Die Geburtswehen einer schwarz-roten Regierungskoalition sind gewaltig. Die versprochene Migrationswende wird es mit der SPD nicht geben. Mit der AfD könnte die Union zentrale Punkte umsetzen. Und so die öffentliche Sicherheit in Deutschland erhöhen. Es nicht zu tun, ist unklug, und das beste Mittel, der AfD weitere Stimmen zuzutreiben.
Auf der kommunalen Ebene ist die Brandmauer bereits Geschichte. Schauen wir nach Sachsen, schauen wir nach Thüringen. Der langjährige sächsische Landtagspräsident Matthias Rößler etwa, Mitglied im Vorstand der sächsischen Union, erklärt: In den Kommunalparlamenten gehe es um ganz konkrete Themen vor Ort. Dort, so Rößler, „brechen sich die politischen Veränderungen zuerst Bahn.“ Die Brandmauer werde in den Kommunen bereits von der Realität überholt.
Wie sollte es anders sein? Die AfD stellt häufig die stärkste Fraktion. Bei der Bundestagswahl konnte die sächsische Union kein einziges Direktmandat erringen. In Thüringen ist die Lage ähnlich.
In Thüringen hat die AfD sieben von acht Wahlkreisen gewonnen. Landesweit lag sie 20 Prozentpunkte vor der CDU. Der CDU-Stadt- und Kreisrat Gunnar Raffke aus Greiz plädiert für ein sofortiges Ende der Brandmauer. Und für ein Ende der Stigmatisierung der vielen Menschen, die die AfD wählen.

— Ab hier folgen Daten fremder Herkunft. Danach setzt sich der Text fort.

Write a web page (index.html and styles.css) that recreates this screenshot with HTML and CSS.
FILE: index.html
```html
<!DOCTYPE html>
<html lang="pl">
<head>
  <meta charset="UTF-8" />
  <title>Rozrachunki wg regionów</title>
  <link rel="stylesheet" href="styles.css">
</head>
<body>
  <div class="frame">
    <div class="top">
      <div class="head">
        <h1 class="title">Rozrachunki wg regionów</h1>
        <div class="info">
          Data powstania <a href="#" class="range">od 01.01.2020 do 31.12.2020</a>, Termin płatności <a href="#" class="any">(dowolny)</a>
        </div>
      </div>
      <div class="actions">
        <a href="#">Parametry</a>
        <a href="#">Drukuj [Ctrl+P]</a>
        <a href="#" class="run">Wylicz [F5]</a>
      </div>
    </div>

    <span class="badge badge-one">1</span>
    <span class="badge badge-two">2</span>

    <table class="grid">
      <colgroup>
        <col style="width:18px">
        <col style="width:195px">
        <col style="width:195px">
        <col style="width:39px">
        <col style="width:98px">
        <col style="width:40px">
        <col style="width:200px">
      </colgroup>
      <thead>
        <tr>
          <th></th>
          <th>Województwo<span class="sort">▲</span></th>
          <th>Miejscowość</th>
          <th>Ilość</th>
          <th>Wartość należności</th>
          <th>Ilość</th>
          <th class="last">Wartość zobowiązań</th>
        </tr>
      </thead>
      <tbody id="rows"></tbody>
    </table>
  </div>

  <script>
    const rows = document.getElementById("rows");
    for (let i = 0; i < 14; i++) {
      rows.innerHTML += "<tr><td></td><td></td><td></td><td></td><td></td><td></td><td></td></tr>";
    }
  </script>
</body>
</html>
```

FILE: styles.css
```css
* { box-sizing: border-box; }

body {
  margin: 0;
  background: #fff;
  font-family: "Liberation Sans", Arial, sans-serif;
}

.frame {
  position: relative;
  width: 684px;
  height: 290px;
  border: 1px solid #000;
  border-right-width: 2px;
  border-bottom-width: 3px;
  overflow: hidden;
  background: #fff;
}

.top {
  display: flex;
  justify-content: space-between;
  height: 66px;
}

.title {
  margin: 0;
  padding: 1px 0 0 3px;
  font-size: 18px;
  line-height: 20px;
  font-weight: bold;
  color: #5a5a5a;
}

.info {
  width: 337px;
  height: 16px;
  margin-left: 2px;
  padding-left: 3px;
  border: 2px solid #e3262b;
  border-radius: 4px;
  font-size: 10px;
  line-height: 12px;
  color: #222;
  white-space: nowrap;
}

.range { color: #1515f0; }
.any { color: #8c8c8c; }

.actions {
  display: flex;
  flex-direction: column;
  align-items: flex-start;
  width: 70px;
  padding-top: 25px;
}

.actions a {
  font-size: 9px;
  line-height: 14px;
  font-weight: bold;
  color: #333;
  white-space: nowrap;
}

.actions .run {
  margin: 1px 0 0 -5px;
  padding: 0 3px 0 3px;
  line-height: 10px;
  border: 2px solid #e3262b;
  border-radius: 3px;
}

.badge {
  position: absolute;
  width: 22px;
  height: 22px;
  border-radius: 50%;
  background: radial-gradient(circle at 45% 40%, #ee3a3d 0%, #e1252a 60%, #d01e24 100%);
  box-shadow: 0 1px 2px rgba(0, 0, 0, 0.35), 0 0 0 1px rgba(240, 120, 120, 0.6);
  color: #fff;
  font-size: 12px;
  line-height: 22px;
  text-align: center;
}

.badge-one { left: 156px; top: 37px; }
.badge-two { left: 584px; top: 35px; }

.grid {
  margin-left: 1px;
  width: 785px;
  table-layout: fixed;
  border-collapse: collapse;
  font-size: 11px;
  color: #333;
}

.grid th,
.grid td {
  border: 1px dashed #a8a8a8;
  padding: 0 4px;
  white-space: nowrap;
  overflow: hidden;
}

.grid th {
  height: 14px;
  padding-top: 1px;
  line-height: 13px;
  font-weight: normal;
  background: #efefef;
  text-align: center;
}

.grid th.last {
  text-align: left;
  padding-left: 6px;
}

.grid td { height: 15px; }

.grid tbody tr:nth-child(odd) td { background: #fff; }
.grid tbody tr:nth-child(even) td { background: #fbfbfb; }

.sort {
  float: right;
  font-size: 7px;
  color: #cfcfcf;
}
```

Mathias Rößler, langjähriger Landtagspräsident in Thüringen
Wie sagte doch Mathias Rößler aus Sachsen? Vor Ort brechen sich die politischen Veränderungen zuerst Bahn. So ist es. In den Ländern und Kommunen des Ostens lässt sich eine neue Volkspartei wie die AfD nur außen vor halten, wenn man den Anspruch auf politische Gestaltung aufgibt.
Der verdoppelte Stimmenanteil der AfD auf Bundesebene wird ebenfalls seine Wirkung entfalten, ob man es mag oder nicht. Im neuen Bundestag hat die AfD 32 Sitze mehr als die SPD, 67 Sitze mehr als die Grünen. Die AfD vertritt die Stimmen von 10.327.148 Wählern.
Die politische Willensbekundung von über zehn Millionen Menschen lässt sich nicht dauerhaft, nicht generell ignorieren – oder nur um jenen Preis, der an Biedermanns Blindheit erinnert: dass das demokratische Haus in Flammen steht.